As human population grows, forests often become more and more fragmented as trees are cut down to make way for roads, housing developments, office parks, and shopping centers. Most research on forest fragmentation has examined its negative effects on wildlife and biodiversity. But two Boston University researchers recently investigated the effect of fragmentation on carbon storage and found some surprisingly positive news.

Associate Professor Lucy Hutyra and former BU post-doctoral researcher Andrew Reinmann, now an assistant professor at the City University of New York, discovered that trees at the edges of forests in southern New England grow faster and absorb more carbon than those in the interior. “When you create that edge, you essentially are reducing competition and freeing up more resources like light, water, and nutrients for trees,” Reinmann said, noting that the effect extends about 20 meters in from the forest edge.

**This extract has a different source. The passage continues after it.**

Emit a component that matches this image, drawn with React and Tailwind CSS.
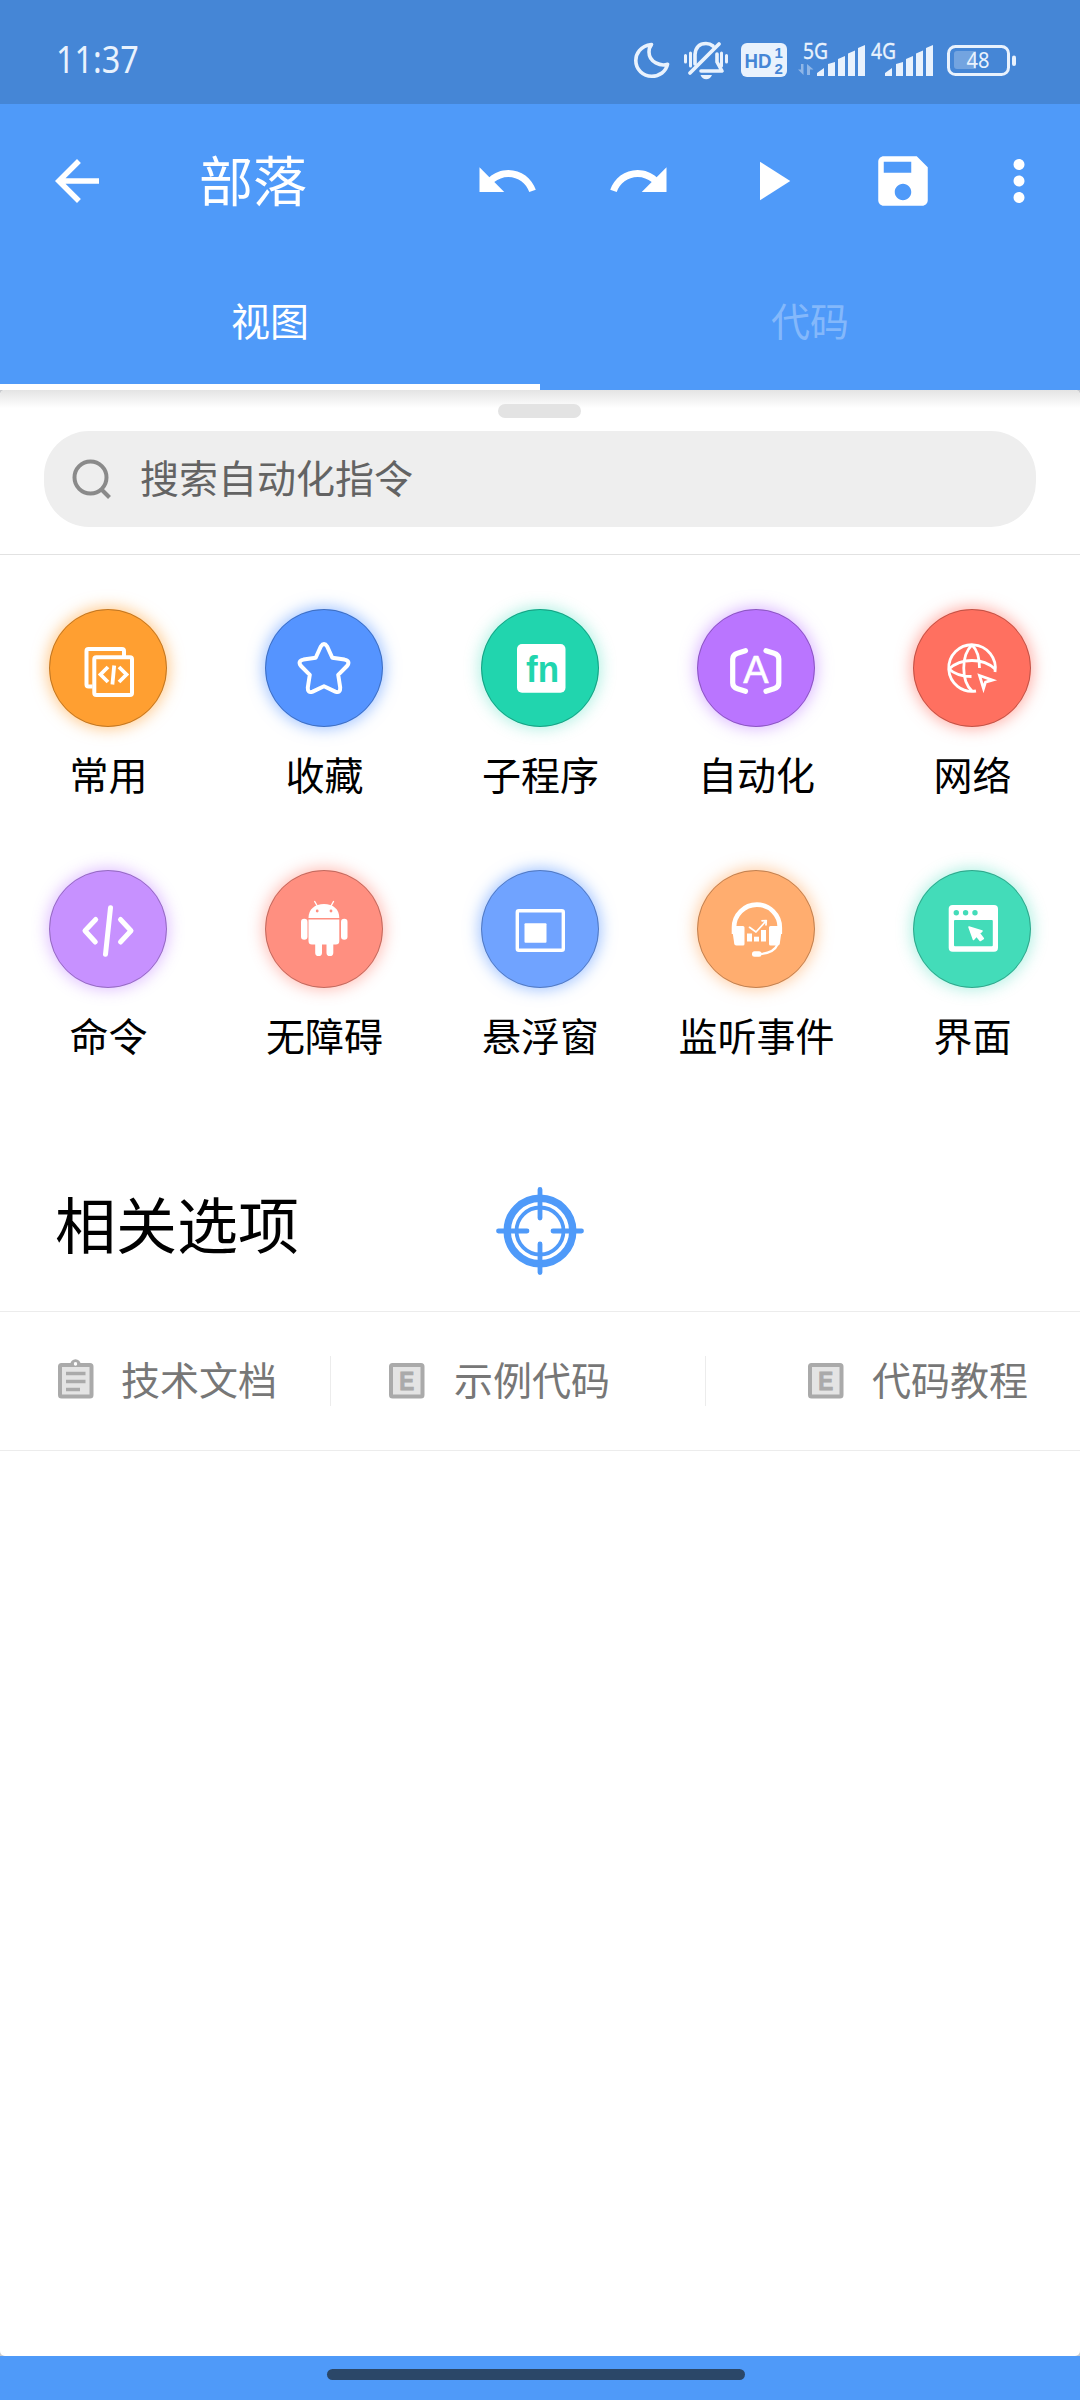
import { useState } from 'react'

const CATEGORIES = [
  { label: '常用',     circle: 'bg-[#ff9f31] shadow-[0_0_15px_2px_rgba(255,159,49,0.55)]',  Icon: CommonIcon },
  { label: '收藏',     circle: 'bg-[#5594ff] shadow-[0_0_15px_2px_rgba(85,148,255,0.55)]',  Icon: StarIcon },
  { label: '子程序',   circle: 'bg-[#21d5ae] shadow-[0_0_15px_2px_rgba(33,213,174,0.35)]',  Icon: FnIcon },
  { label: '自动化',   circle: 'bg-[#ba75ff] shadow-[0_0_15px_2px_rgba(186,117,255,0.5)]',  Icon: AutoIcon },
  { label: '网络',     circle: 'bg-[#ff7060] shadow-[0_0_15px_2px_rgba(255,112,96,0.55)]',  Icon: NetworkIcon },
  { label: '命令',     circle: 'bg-[#c791ff] shadow-[0_0_15px_2px_rgba(186,117,255,0.45)]', Icon: CommandIcon },
  { label: '无障碍',   circle: 'bg-[#ff8f80] shadow-[0_0_15px_2px_rgba(255,112,96,0.45)]',  Icon: AndroidIcon },
  { label: '悬浮窗',   circle: 'bg-[#70a3ff] shadow-[0_0_15px_2px_rgba(85,148,255,0.55)]',  Icon: FloatIcon },
  { label: '监听事件', circle: 'bg-[#ffad6f] shadow-[0_0_15px_2px_rgba(255,159,80,0.5)]',   Icon: ListenIcon },
  { label: '界面',     circle: 'bg-[#43dcb9] shadow-[0_0_15px_2px_rgba(33,213,174,0.35)]',  Icon: WindowIcon },
]

// All category icons share the 118px circle as their canvas
function Glyph({ children }) {
  return (
    <svg viewBox="0 0 118 118" className="w-[118px] h-[118px] shrink-0" fill="none" stroke="#fff" strokeLinecap="round" strokeLinejoin="round">
      {children}
    </svg>
  )
}

function CommonIcon() {
  return (
    <Glyph>
      <path d="M43.5 77.5H39.5a2 2 0 0 1-2-2V42a2 2 0 0 1 2-2H73a2 2 0 0 1 2 2v5" strokeWidth="4" strokeLinecap="butt" />
      <rect x="45.3" y="48.3" width="37.7" height="37.6" rx="2" strokeWidth="4" />
      <path d="M59 58l-7.5 7.5L59 73M70 58l7.5 7.5L70 73M65.2 56.5L63.4 75.5" strokeWidth="3.8" strokeLinecap="butt" strokeLinejoin="miter" />
    </Glyph>
  )
}

function StarIcon() {
  return (
    <Glyph>
      <path
        d="M55.8 37.5Q59 32.5 62.2 37.5L67.3 48.8L79.5 50.6Q85.8 52 82 57L73.2 65.8L75.2 78.5Q75.5 84.6 70.3 82.6L59 77.3L47.7 82.6Q42.5 84.6 42.8 78.5L44.8 65.8L36 57Q32.2 52 38.5 50.6L50.7 48.8Z"
        strokeWidth="4"
      />
    </Glyph>
  )
}

function FnIcon() {
  return (
    <Glyph>
      <rect x="36" y="35" width="48.5" height="48.7" rx="5" fill="#fff" stroke="none" />
      <text x="45" y="72.5" textLength="33" lengthAdjust="spacingAndGlyphs" fontSize="36" fontWeight="700" fontFamily="'Liberation Sans', sans-serif" fill="#21d5ae" stroke="none">fn</text>
    </Glyph>
  )
}

function AutoIcon() {
  return (
    <Glyph>
      <path d="M48.5 41.7L40.5 44.2Q35.7 45.8 35.7 50V74Q35.7 78.2 40.5 79.8L48.5 82.3M69 41.7L77 44.2Q81.8 45.8 81.8 50V74Q81.8 78.2 77 79.8L69 82.3" strokeWidth="5.2" />
      <text x="59" y="74.3" textAnchor="middle" fontSize="38" fontFamily="'Liberation Sans', sans-serif" fill="#fff" strokeWidth="0.6">A</text>
    </Glyph>
  )
}

function NetworkIcon() {
  return (
    <Glyph>
      <path d="M82 63A23.3 23.3 0 1 0 63 82" strokeWidth="2.8" strokeLinecap="butt" />
      <path d="M59 36C48 46 48 72 59 82M59 36Q66.5 43 66.5 59M36 60Q45 51.5 59 51.5T82 60M36 60Q44 67.5 58.5 67.5" strokeWidth="2.8" strokeLinecap="butt" />
      <path d="M66.5 66.5L79.5 71.2L72.5 73.2L70.5 79.5Z" strokeWidth="2.8" strokeLinejoin="miter" />
    </Glyph>
  )
}

function CommandIcon() {
  return (
    <Glyph>
      <path d="M46.7 49.5L36 60.7L46.3 72M71.5 49.5L82 60.7L71.5 72M61.5 37.7L56.5 84.3" strokeWidth="5" />
    </Glyph>
  )
}

function AndroidIcon() {
  return (
    <Glyph>
      <path d="M49.7 31.5L52.3 36M68.5 31.5L66 36" strokeWidth="1.4" />
      <g fill="#fff" stroke="none">
        <path d="M43.5 48C43.5 39 50 34 59 34S74.3 39 74.3 48Z" />
        <path d="M43.5 49.5H74.3V71a3.5 3.5 0 0 1-3.5 3.5H68.3V82.7a3.4 3.4 0 0 1-6.8 0V74.5H57V82.7a3.4 3.4 0 0 1-6.8 0V74.5H47a3.5 3.5 0 0 1-3.5-3.5Z" />
        <rect x="36" y="48.7" width="6.5" height="21" rx="3.2" />
        <rect x="76" y="48.7" width="6.5" height="21" rx="3.2" />
      </g>
      <circle cx="52.2" cy="41" r="1.4" fill="#ff8f80" stroke="none" />
      <circle cx="66" cy="41" r="1.4" fill="#ff8f80" stroke="none" />
    </Glyph>
  )
}

function FloatIcon() {
  return (
    <Glyph>
      <rect x="36.3" y="40.7" width="46" height="39.5" rx="1.5" strokeWidth="3.4" />
      <rect x="43.5" y="53.3" width="22" height="19.4" rx="1" fill="#fff" stroke="none" />
    </Glyph>
  )
}

function ListenIcon() {
  return (
    <Glyph>
      <path d="M37 64V57.5A22.9 22.9 0 0 1 82.8 57.5V64" strokeWidth="4.6" strokeLinecap="butt" />
      <g fill="#fff" stroke="none">
        <path d="M35 58a2 2 0 0 1 2-2H46a1.5 1.5 0 0 1 1.5 1.5V74a1.5 1.5 0 0 1-1.5 1.5H39.5Q37 75.5 37 72Z" />
        <path d="M85 58a2 2 0 0 0-2-2H73.5a1.5 1.5 0 0 0-1.5 1.5V74a1.5 1.5 0 0 0 1.5 1.5H80.5Q83 75.5 83 72Z" />
        <rect x="50" y="63.5" width="5" height="8" />
        <rect x="57" y="66.7" width="5" height="4.8" />
        <rect x="64" y="60" width="5" height="11.5" />
        <rect x="55" y="81.3" width="9.5" height="5.4" rx="2.5" />
      </g>
      <path d="M52.5 57.3L59 62L68.5 51.5M65 50.8L69.3 50.5L69 55" strokeWidth="1.7" />
      <path d="M80.5 74.5Q77 83 63 84" strokeWidth="2.2" />
    </Glyph>
  )
}

function WindowIcon() {
  return (
    <Glyph>
      <rect x="35.7" y="35" width="49.3" height="46.7" rx="4" fill="#fff" stroke="none" />
      <g fill="#43dcb9" stroke="none">
        <circle cx="43.3" cy="42.7" r="2.7" />
        <circle cx="52.6" cy="42.7" r="2.7" />
        <circle cx="62" cy="42.7" r="2.7" />
        <rect x="41" y="50" width="38.8" height="26.3" rx="1" />
      </g>
      <path d="M56 57L69 61L66.5 63.5L70.3 68.5L67.2 70.5L63.5 66L60.5 69.5Z" fill="#fff" strokeWidth="1.6" />
    </Glyph>
  )
}

/* ---------- status bar ---------- */

function Signal({ label, data }) {
  return (
    <svg width="68" height="56" viewBox="0 -10 68 56" fill="#e9f2fd">
      <text x="5" y="16.5" textLength="25" lengthAdjust="spacingAndGlyphs" fontSize="22" fontFamily="'Noto Sans', sans-serif" stroke="#e9f2fd" strokeWidth="0.3">{label}</text>
      {data && (
        <path d="M5.5 22V33L0 27.5H3V22ZM9 33V22L15.5 27.5H12V33Z" opacity="0.45" />
      )}
      <path d="M19 34V31L26 26V34ZM30 34V22L37 20V34ZM40 34V17L47 14V34ZM50 34V11.5L57 8.5V34ZM60 34V6L67 3V34Z" />
    </svg>
  )
}

function StatusBar() {
  return (
    <div className="h-[104px] bg-[#4586d6] text-[#e9f2fd] flex items-center justify-between pl-[56px] pr-[63px] pt-[15px]">
      <span className="font-['Noto_Sans'] text-[39px] leading-none origin-left scale-x-[0.83] inline-block mb-[5px]">11:37</span>
      <div className="flex items-center">
        <svg width="36" height="38" viewBox="0 0 36 38" fill="none" stroke="#e9f2fd" strokeWidth="3.6" strokeLinejoin="round" className="mr-[14px]">
          <path d="M17.5 3.5C6 5 1.8 13 1.8 19.5C1.8 28.5 9 35.3 17.7 35.3C25.500 35.3 32 30.5 33.6 23.2C27 25.5 15 21.5 15 11Q15 6.500 17.5 3.5Z" />
        </svg>
        <svg width="44" height="40" viewBox="0 0 44 40" fill="none" stroke="#e9f2fd" strokeWidth="3" strokeLinecap="round" strokeLinejoin="round" className="mr-[13px]">
          <path d="M1.5 15.5V22M6.5 13V26M42.5 15.5V22M37.5 13V26" />
          <path d="M11 24V14.5Q12 3.5 22 3.5Q26 3.5 29 6M33 14V22L38 31H17" strokeWidth="3.6" />
          <path d="M35 4L6 33" strokeWidth="3.8" />
          <path d="M16.5 35H28Q26 39.3 22.2 39.3T16.5 35Z" fill="#e9f2fd" stroke="none" />
        </svg>
        <svg width="46" height="34" viewBox="0 0 46 34" className="mr-[11px]">
          <rect width="46" height="34" rx="6" fill="#e9f2fd" />
          <g fill="#4586d6" fontFamily="'Liberation Sans', sans-serif" fontWeight="700">
            <text x="3.5" y="24.5" fontSize="20" textLength="27" lengthAdjust="spacingAndGlyphs">HD</text>
            <text x="33.5" y="15" fontSize="15">1</text>
            <text x="33.5" y="30.5" fontSize="15">2</text>
          </g>
        </svg>
        <div className="flex items-center">
          <Signal label="5G" data />
          <Signal label="4G" />
        </div>
        <svg width="70" height="32" viewBox="0 0 70 32" fill="none" className="ml-[13px] mt-[2px]">
          <rect x="1.5" y="1.5" width="60" height="28" rx="7" stroke="#e9f2fd" strokeWidth="3" />
          <path d="M10 6H29V24H10a3 3 0 0 1-3-3V9a3 3 0 0 1 3-3Z" fill="#fff" opacity="0.25" />
          <rect x="65" y="10.5" width="4" height="10.5" rx="2" fill="#e9f2fd" />
          <text x="31" y="23" textAnchor="middle" fontSize="22" textLength="23" lengthAdjust="spacingAndGlyphs" fontFamily="'Noto Sans', sans-serif" fill="#e9f2fd">48</text>
        </svg>
      </div>
    </div>
  )
}

/* ---------- toolbar ---------- */

const TOOLBAR_ACTIONS = [
  { name: 'undo', d: 'M12.5 8c-2.65 0-5.05.99-6.9 2.6L2 7v9h9l-3.62-3.62c1.39-1.16 3.16-1.88 5.12-1.88 3.54 0 6.55 2.31 7.6 5.5l2.37-.78C21.08 11.03 17.15 8 12.5 8z' },
  { name: 'redo', d: 'M18.4 10.6C16.55 8.99 14.15 8 11.5 8c-4.65 0-8.58 3.03-9.96 7.22L3.9 16c1.05-3.19 4.05-5.5 7.6-5.5 1.95 0 3.73.72 5.12 1.88L13 16h9V7l-3.6 3.6z' },
  { name: 'run', d: 'M8 5v14l11-7z' },
  { name: 'save', d: 'M17 3H5c-1.11 0-2 .9-2 2v14c0 1.1.89 2 2 2h14c1.1 0 2-.9 2-2V7l-4-4zm-5 16c-1.66 0-3-1.34-3-3s1.34-3 3-3 3 1.34 3 3-1.34 3-3 3zm3-10H5V5h10v4z' },
]

function MdIcon({ d }) {
  return (
    <svg viewBox="0 0 24 24" className="w-[66px] h-[66px]" fill="currentColor">
      <path d={d} />
    </svg>
  )
}

function Toolbar() {
  return (
    <div className="h-[154px] flex items-center pl-[44px] pr-[28px]">
      <button><MdIcon d="M20 11H7.83l5.59-5.59L12 4l-8 8 8 8 1.41-1.41L7.83 13H20v-2z" /></button>
      <h1 className="text-[54px] leading-none ml-[89px] pb-[5px] flex-1">部落</h1>
      <div className="flex items-center">
        {TOOLBAR_ACTIONS.map(a => (
          <button key={a.name} className="w-[132px] flex justify-center"><MdIcon d={a.d} /></button>
        ))}
      </div>
      <button className="ml-[17px]">
        <MdIcon d="M12 8c1.1 0 2-.9 2-2s-.9-2-2-2-2 .9-2 2 .9 2 2 2zm0 2c-1.1 0-2 .9-2 2s.9 2 2 2 2-.9 2-2-.9-2-2-2zm0 6c-1.1 0-2 .9-2 2s.9 2 2 2 2-.9 2-2-.9-2-2-2z" />
      </button>
    </div>
  )
}

/* ---------- related links ---------- */

function DocIcon() {
  return (
    <svg width="36" height="40" viewBox="0 0 36 40" fill="none">
      <circle cx="17.5" cy="5.5" r="3.7" stroke="#aaa" strokeWidth="3" />
      <rect x="2" y="6" width="31.5" height="31.5" rx="1.5" fill="#e4e4e4" stroke="#aaa" strokeWidth="4" />
      <circle cx="17.5" cy="5" r="1.7" fill="#fff" />
      <path d="M8 14.5H27.5M8 22.5H27.5M8 30.5H22" stroke="#aaa" strokeWidth="3.5" />
    </svg>
  )
}

function ExampleIcon() {
  return (
    <svg width="36" height="36" viewBox="0 0 36 36" fill="none">
      <rect x="2" y="2" width="31.5" height="31.5" rx="1.5" fill="#e4e4e4" stroke="#aaa" strokeWidth="4" />
      <text x="17.7" y="26.5" textAnchor="middle" fontSize="25" fontWeight="700" textLength="15" lengthAdjust="spacingAndGlyphs" fontFamily="'Liberation Sans', sans-serif" fill="#aaa" stroke="#aaa" strokeWidth="0.9">E</text>
    </svg>
  )
}

function TargetIcon() {
  return (
    <svg width="88" height="88" viewBox="-44 -44 88 88" fill="none" stroke="#4f9af9">
      <circle r="32.8" strokeWidth="7.4" />
      <circle r="23.5" strokeWidth="3.8" />
      <path d="M0-41.5V-13M0 41.5V13M-41.5 0H-13M41.5 0H13" strokeWidth="4.8" strokeLinecap="round" />
    </svg>
  )
}

export default function App() {
  const [tab, setTab] = useState('view')

  return (
    <div className="w-[1080px] h-[2400px] flex flex-col bg-white overflow-hidden font-['Noto_Sans_CJK_SC',sans-serif]">
      <StatusBar />

      <header className="bg-[#4f9af9] text-white">
        <Toolbar />
        <div className="grid grid-cols-2 h-[132px] text-[39px] leading-none">
          <button onClick={() => setTab('view')} className={tab === 'view' ? 'border-b-[6px] border-white pb-[4px]' : 'border-b-[6px] border-transparent pb-[4px] text-[#84b8fb]'}>视图</button>
          <button onClick={() => setTab('code')} className={tab === 'code' ? 'border-b-[6px] border-white pb-[4px]' : 'border-b-[6px] border-transparent pb-[4px] text-[#84b8fb]'}>代码</button>
        </div>
      </header>

      <main className="flex-1 bg-[#c9cbcf]">
        <div className="h-full bg-white rounded-[5px] overflow-hidden">
          {/* Drag handle + search */}
          <div className="h-[165px] border-b border-[#e2e2e2] bg-linear-to-b from-[#e4e4e4] via-white via-[11%] to-white flex flex-col items-center">
            <div className="w-[83px] h-[14px] rounded-[7px] bg-[#e3e3e3] mt-[14px] mr-[2px]" />
            <div className="w-[992px] h-[96px] rounded-[45px] bg-[#eeeeee] mt-[13px] flex items-center pl-[28px]">
              <svg width="40" height="40" viewBox="0 0 40 40" fill="none" stroke="#8a8a8a" strokeWidth="4">
                <circle cx="18.5" cy="18.5" r="16" />
                <path d="M29.5 30.5L37.5 38.5" />
              </svg>
              <span className="text-[39px] leading-none text-[#636363] ml-[28px] pb-[5px]">搜索自动化指令</span>
            </div>
          </div>

          {/* Command categories */}
          <div className="grid grid-cols-5 pt-[54px] gap-y-[76px]">
            {CATEGORIES.map(({ label, circle, Icon }) => (
              <div key={label} className="h-[185px] flex flex-col items-center">
                <div className={`w-[118px] h-[118px] rounded-full flex items-center justify-center outline outline-1 -outline-offset-1 outline-black/25 ${circle}`}>
                  <Icon />
                </div>
                <span className="text-[39px] leading-[40px] text-black mt-[26px] pl-[1px] whitespace-nowrap">{label}</span>
              </div>
            ))}
          </div>

          {/* Related options */}
          <div className="h-[157px] mt-[100px] border-b border-[#ececec] grid grid-cols-[1fr_88px_1fr] items-center">
            <h2 className="text-[61px] leading-none text-black pl-[55px] pb-[22px]">相关选项</h2>
            <div className="pb-[4px]"><TargetIcon /></div>
          </div>
          <div className="h-[139px] border-b border-[#ececec] flex items-center text-[39px] leading-none text-[#777]">
            <div className="w-[331px] h-[50px] border-r border-[#ececec] flex items-center pl-[58px]">
              <span className="mb-[4px]"><DocIcon /></span>
              <span className="ml-[27px] pb-[6px]">技术文档</span>
            </div>
            <div className="w-[375px] h-[50px] border-r border-[#ececec] flex items-center pl-[58px]">
              <ExampleIcon />
              <span className="ml-[29px] pb-[6px]">示例代码</span>
            </div>
            <div className="flex-1 flex items-center justify-end pr-[52px]">
              <ExampleIcon />
              <span className="ml-[28px] pb-[6px]">代码教程</span>
            </div>
          </div>
        </div>
      </main>

      {/* Gesture bar */}
      <div className="h-[44px] bg-[#4f9af9] flex justify-center">
        <div className="w-[418px] h-[11px] rounded-full bg-[#2b4768] mt-[13px] -ml-[8px]" />
      </div>
    </div>
  )
}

This finding was the result of studying 21 fragmented forest plots dominated by red oak in greater Boston. The researchers mapped every tree over 5 centimeters in diameter and collected cores from 210 trees at least 10 centimeters in diameter to get an estimate of the biomass of the forest and how it changes from the edge to the interior.

Reinmann said the faster growth rates and increased carbon absorption seen on forest edges are not a justification for further fragmenting the forested landscape. “When you fragment a forest, the remaining forest can offset a little bit of what was lost, but not completely,” he said. “So fragmentation may not be as terrible from a carbon perspective as we thought, but it is still bad.”

Further, the results of this research weren’t all positive: The cores collected also revealed that trees on the edge of a forest grow more slowly when they are stressed by heat – and as the climate changes and temperatures rise, heat stress is likely to increase.

The researchers defined heat stress as the number of days the forest was exposed to temperatures above 27 degrees Celsius in June and July, the months when most wood is produced. “That’s the average high temperature in July in the Boston area, so that’s the temperature the trees are used to growing in,” Reinmann said. “Any higher than that and we saw a decline in growth.”

That decline was most pronounced at the edge of the forest, where growth declined from heat stress three times faster than in the interior. “The forest edge is typically hotter than the interior,” he added, “so you would expect heat stress to be magnified at the edge because the trees aren’t buffered as the interior trees are.”

Based on the results of this study, Reinmann believes that climate models that calculate carbon storage in southern New England are likely underestimating how much carbon is being removed from the atmosphere because they are not including the positive “edge effect.” But as temperatures increase, that carbon benefit may decline significantly.